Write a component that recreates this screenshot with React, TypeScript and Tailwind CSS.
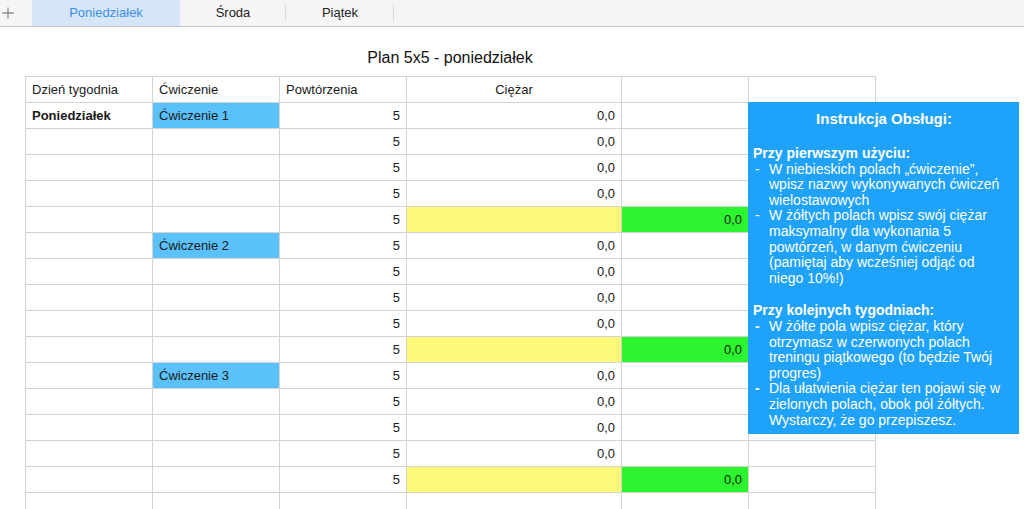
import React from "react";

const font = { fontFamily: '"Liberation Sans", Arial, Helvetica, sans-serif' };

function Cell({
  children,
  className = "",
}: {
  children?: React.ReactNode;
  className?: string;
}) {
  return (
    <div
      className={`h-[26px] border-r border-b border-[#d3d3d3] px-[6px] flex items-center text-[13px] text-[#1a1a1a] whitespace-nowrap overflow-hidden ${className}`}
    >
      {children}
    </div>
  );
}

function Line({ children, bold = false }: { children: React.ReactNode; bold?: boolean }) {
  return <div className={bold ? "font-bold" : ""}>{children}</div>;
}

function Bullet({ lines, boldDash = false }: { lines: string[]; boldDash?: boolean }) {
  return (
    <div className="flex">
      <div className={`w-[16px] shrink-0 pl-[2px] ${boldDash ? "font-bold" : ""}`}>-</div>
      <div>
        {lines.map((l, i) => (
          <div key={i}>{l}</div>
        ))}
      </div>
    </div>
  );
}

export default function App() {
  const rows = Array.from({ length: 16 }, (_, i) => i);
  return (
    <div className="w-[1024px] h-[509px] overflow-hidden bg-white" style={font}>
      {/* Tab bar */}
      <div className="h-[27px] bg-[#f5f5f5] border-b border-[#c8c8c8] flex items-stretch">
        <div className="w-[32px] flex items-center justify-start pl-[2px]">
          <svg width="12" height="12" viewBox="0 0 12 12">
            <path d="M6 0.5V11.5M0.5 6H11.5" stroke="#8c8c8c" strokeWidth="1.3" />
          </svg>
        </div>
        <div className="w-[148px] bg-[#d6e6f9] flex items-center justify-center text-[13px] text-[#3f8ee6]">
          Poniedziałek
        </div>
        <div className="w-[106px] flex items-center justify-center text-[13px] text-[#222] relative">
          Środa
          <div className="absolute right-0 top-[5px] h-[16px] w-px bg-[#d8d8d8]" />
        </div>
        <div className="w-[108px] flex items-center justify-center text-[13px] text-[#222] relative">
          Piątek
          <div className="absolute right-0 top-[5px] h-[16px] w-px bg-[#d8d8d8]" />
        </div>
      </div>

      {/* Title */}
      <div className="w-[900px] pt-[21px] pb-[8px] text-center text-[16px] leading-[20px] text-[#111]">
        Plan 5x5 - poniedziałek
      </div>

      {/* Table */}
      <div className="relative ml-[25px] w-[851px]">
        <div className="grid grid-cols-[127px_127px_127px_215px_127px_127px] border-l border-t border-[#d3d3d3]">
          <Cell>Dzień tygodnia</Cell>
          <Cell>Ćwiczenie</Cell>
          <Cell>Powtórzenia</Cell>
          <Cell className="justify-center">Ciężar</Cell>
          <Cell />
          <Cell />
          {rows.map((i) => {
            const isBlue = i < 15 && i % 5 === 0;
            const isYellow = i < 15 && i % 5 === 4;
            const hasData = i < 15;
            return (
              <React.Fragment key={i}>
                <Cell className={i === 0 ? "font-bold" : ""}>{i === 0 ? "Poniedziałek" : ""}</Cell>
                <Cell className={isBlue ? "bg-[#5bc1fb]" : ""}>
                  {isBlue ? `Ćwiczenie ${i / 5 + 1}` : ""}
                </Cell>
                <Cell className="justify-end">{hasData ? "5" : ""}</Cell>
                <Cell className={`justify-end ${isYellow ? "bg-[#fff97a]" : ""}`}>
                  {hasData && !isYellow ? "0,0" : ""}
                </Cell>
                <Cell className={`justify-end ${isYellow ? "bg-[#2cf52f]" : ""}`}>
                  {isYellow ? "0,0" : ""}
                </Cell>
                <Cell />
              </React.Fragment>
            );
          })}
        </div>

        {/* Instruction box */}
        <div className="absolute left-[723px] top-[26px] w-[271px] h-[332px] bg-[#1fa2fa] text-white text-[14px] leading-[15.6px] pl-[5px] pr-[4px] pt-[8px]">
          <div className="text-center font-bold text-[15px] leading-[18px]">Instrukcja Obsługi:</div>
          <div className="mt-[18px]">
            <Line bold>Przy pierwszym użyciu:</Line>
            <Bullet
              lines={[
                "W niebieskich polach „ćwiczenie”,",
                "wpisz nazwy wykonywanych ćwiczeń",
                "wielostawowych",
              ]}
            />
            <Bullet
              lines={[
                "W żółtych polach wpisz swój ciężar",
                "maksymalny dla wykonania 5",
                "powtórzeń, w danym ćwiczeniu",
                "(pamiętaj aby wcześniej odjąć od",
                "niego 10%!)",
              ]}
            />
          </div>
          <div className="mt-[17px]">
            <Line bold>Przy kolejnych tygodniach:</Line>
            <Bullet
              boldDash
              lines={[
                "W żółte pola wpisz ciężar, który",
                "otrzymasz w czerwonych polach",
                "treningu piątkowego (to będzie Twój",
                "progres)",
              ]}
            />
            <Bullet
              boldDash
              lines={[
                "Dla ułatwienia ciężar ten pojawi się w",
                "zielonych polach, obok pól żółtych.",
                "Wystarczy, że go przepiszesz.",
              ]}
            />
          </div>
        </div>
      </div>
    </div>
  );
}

**Short exercise**
Where a line contains "React", copy that line.

**Output for this exercise**
Write a component that recreates this screenshot with React, TypeScript and Tailwind CSS.
import React from "react";
  children?: React.ReactNode;
function Line({ children, bold = false }: { children: React.ReactNode; bold?: boolean }) {
              <React.Fragment key={i}>
              </React.Fragment>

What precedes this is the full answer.